Still, in the end, fans don't know Jeter any more now than they did before the film, which is too bad because he is one of the most likable and admirable athletes we have. When you think about it, maybe it's his humility and privacy that make him such a good guy.
But it doesn't make for good filmmaking. Yankees diehards might appreciate the footage of Jeter's 3,000th hit, but Jeter even admits that he agreed to do the film so his future children could relive his steps into baseball history. Because we are not one of Jeter's future kids, the film, unfortunately, holds little interest.
New York Post sports media critic Phil Mushnick was the one who originally reported this excellent line from Bob Costas, who called the Giants-Phillies game on MLB Network on Thursday night.
Analyst Jim Kaat was explaining why pitching is better these days and suggested it's because of such things as good arms and undisciplined hitters.
Then Costas added, "And the hitters aren't as juiced."
He's right, but not many analysts would have the guts, especially on a network run by Major League Baseball, to say that.
Well, there was a casualty of the NFL lockout after all. HBO was left with too little time to round up a team for its Hard Knocks series, which follows one team during training camp. For football fans and viewers of really good television, this is devastating news. Hard Knocks has become one of the best and most anticipated sports shows of the year.

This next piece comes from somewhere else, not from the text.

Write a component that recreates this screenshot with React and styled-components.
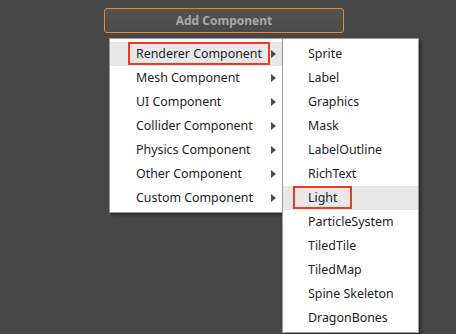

However, there is a sliver of good news. HBO will air a special 90-minute edition of Hard Knocks, celebrating the 10 years of the show. The debut will be Aug. 31 at 10 p.m. and include where-are-they-now updates of some of the players of past shows, as well as never-before-seen outtakes and new interviews.
It's never a bad idea to run your remote by the MLB Network at any time. You never know what you're going to stumble upon when you get there. Example: Sunday, when the network, which was counting down the minutes to the trade deadline, deftly switched gears to show Tigers pitcher Justin Verlander working on a potential no-hitter.
Viewers could watch each pitch of Verlander's bid, which was broken up in the eighth inning, and still get the latest on all the trade rumors from the network's slew of reporters and analysts.
And when it comes to the day's news, highlights and analysis, I'll take the MLB Network's Quick Pitch over ESPN's Baseball Tonight, which has become stale and a tad full of itself.
Give the NFL Network kudos for, if nothing else, endurance. After the lockout ended, the network aired more than 90 hours of live coverage of the wild week in free agency.
The move paid off. The NFL Network's coverage of free agency, trades and roster cuts from Tuesday to Thursday drew an average of 186,000 viewers per day, a 288 percent increase over the same time period last year. During prime time, the network averaged 290,000 viewers over the three days, including 427,000 Thursday night, the best-ever prime-time viewership not counting the NFL draft and game coverage.
Three things I liked on television this weekend
1 ESPN's NASCAR coverage, which kicked off with Sunday's Brickyard 400, had a few new bells and whistles, and set up what should be an enjoyable stretch run for fans of the good ol' boys.
2 Kenny Albert, who called Saturday's Rays-Mariners game on Fox, is one of the most underrated broadcasters in the business. He doesn't rely on catchphrases, he doesn't try to be funny, he doesn't have a schtick. He is confident enough to say nothing when there is nothing to say. Add it all up and you have a first-rate pro.
3 ESPN/ABC's coverage of the 17th X Games has evolved into excellent broadcasting. The networks smartly don't dummy down the coverage and instead speak directly, lingo and all, to those who follow and like extreme sports. That's the right way to do it.
Three things that popped into my head
1 Baseball is full of guys who had one great week in the majors, but if the past week is any indication, the Rays might have a new best player next season, and his name is Desmond Jennings.
2 For all those who have wanted to run linebacker Barrett Ruud out of town the past couple of years, you're not allowed to say a word in the fall about how much the Bucs miss him. And they will.
3 As if people needed another reason to hate Philadelphia teams, now newly acquired backup QB Vince Young calls the Eagles a "dream team." Sounds like something a Miami Heat player would say.